§ **Exercise requirements**: Check each line of the listing, and copy it if it contains the word "React".

§ **Dataset content**:
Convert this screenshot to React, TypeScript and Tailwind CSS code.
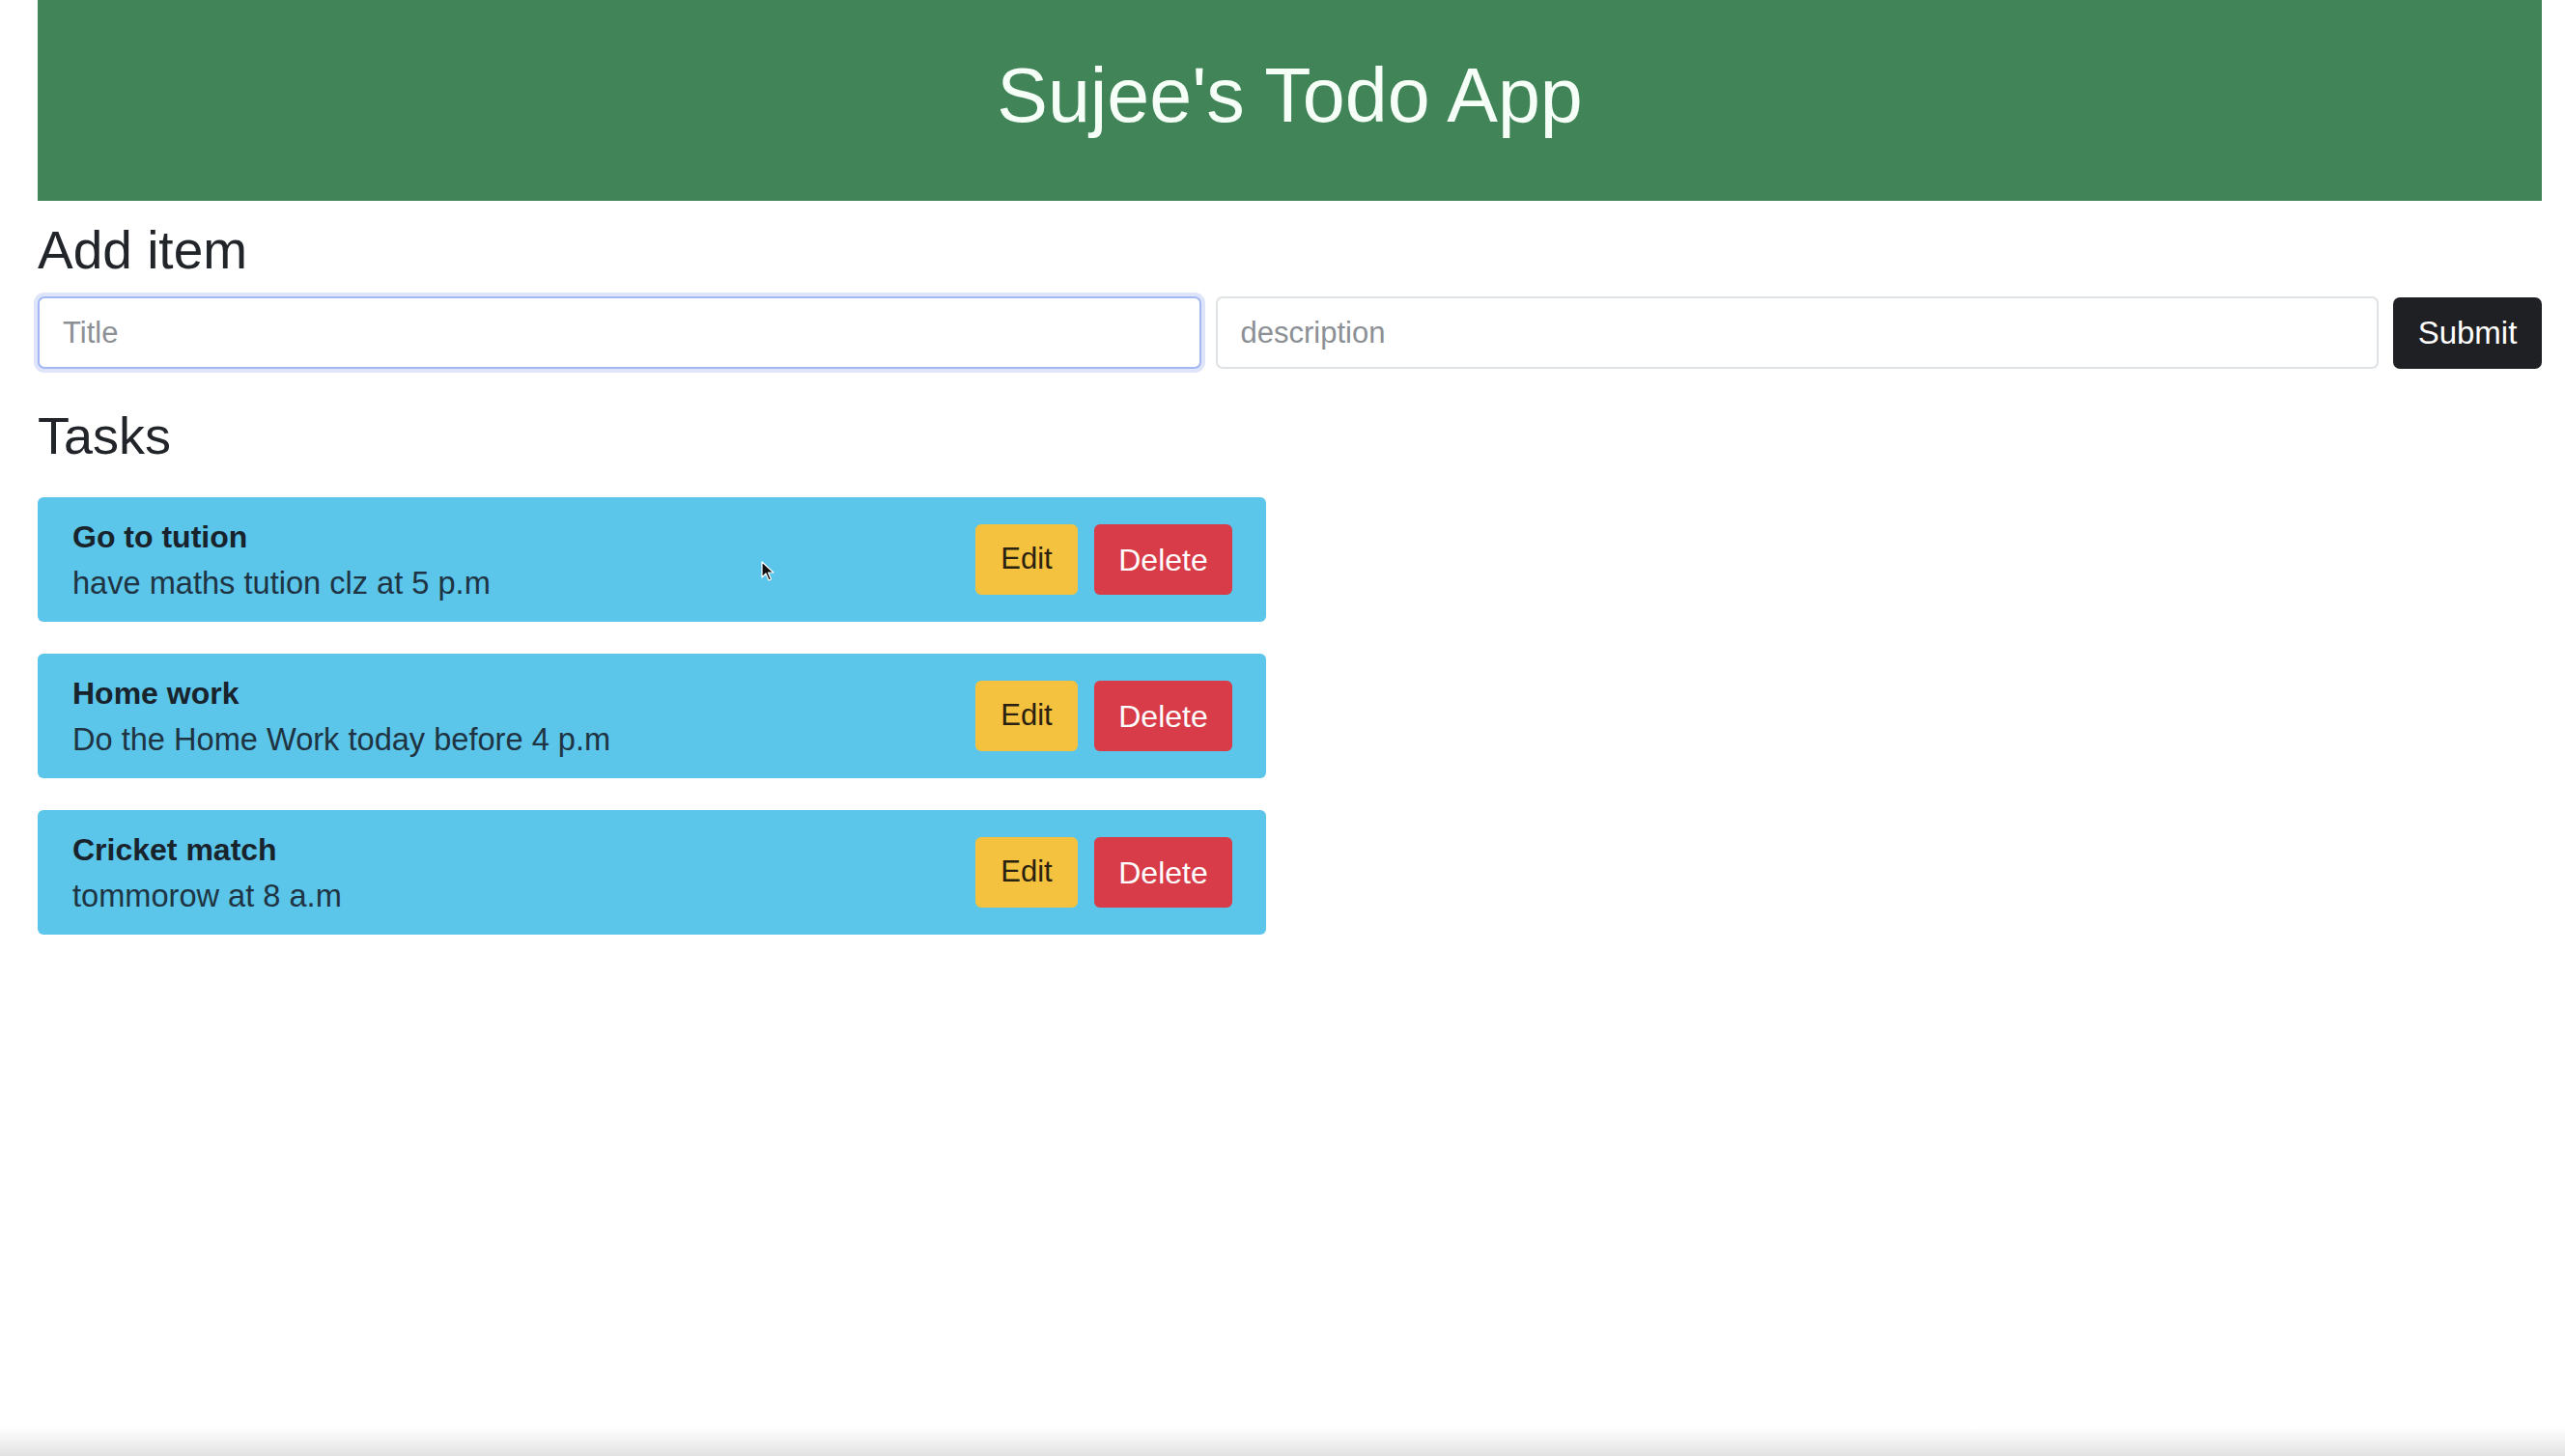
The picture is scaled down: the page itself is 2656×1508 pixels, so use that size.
import React from "react";

type Task = { title: string; description: string };

const tasks: Task[] = [
    { title: "Go to tution", description: "have maths tution clz at 5 p.m" },
    { title: "Home work", description: "Do the Home Work today before 4 p.m" },
    { title: "Cricket match", description: "tommorow at 8 a.m" },
];

const Cursor = () => (
    <svg width="14" height="22" viewBox="0 0 14 22" className="absolute left-[749px] top-[66px]">
        <path d="M1 1 L1 17 L5 13 L8 20 L10.5 19 L7.5 12 L13 12 Z" fill="#111" stroke="#fff" strokeWidth="1.2" strokeLinejoin="round" />
    </svg>
);

const TaskCard = ({ task, withCursor }: { task: Task; withCursor?: boolean }) => {
    return (
        <div className="relative flex h-[129px] items-center justify-between rounded-[6px] bg-[#5bc5ea] pl-[36px] pr-[35px]">
            <div className="flex flex-col leading-[48px]">
                <span className="text-[32px] font-bold text-[#18232c]">{task.title}</span>
                <span className="text-[32.6px] text-[#1f3442]">{task.description}</span>
            </div>
            <div className="flex items-center gap-[17px]">
                <button className="h-[73px] w-[106px] rounded-[6px] bg-[#f4c23e] text-[31px] text-[#2a2110]">Edit</button>
                <button className="h-[73px] w-[143px] rounded-[6px] bg-[#d73c48] text-[32px] font-medium text-white">Delete</button>
            </div>
            {withCursor && <Cursor />}
        </div>
    );
};

export default function App() {
    return (
        <div className="relative min-h-screen bg-white pl-[39px] pr-[24px] font-['Liberation_Sans',Arial,sans-serif] text-[#212529]">
            <header className="flex h-[208px] items-center justify-center bg-[#408457] pb-[12px]">
                <h1 className="text-[79px] leading-none text-[#f6fff7]">Sujee's Todo App</h1>
            </header>

            <h2 className="mt-[18px] text-[55px] leading-[66px]">Add item</h2>

            <div className="mt-[15px] flex items-center gap-[15px]">
                <input
                    placeholder="Title"
                    className="h-[75px] flex-1 rounded-[7px] border-2 border-[#a3b8f2] bg-white px-[24px] text-[31px] shadow-[0_0_0_4px_rgba(160,178,240,0.35)] outline-none placeholder:text-[#8c9095]"
                />
                <input
                    placeholder="description"
                    className="h-[75px] flex-1 rounded-[7px] border-2 border-[#dfe2e5] bg-white px-[24px] text-[31px] outline-none placeholder:text-[#8c9095]"
                />
                <button className="h-[74px] w-[154px] rounded-[7px] bg-[#1f2023] text-[33px] text-white">Submit</button>
            </div>

            <h2 className="mt-[36px] text-[54px] leading-[66px]">Tasks</h2>

            <div className="mt-[31px] flex w-[1272px] flex-col gap-[33px]">
                {tasks.map((t, i) => (
                    <TaskCard key={t.title} task={t} withCursor={i === 0} />
                ))}
            </div>

            <div className="pointer-events-none fixed inset-x-0 bottom-0 h-[30px] bg-gradient-to-b from-[rgba(255,255,255,0)] to-[#e2e2e2]" />
        </div>
    );
}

§ **Complete response**:
Convert this screenshot to React, TypeScript and Tailwind CSS code.
import React from "react";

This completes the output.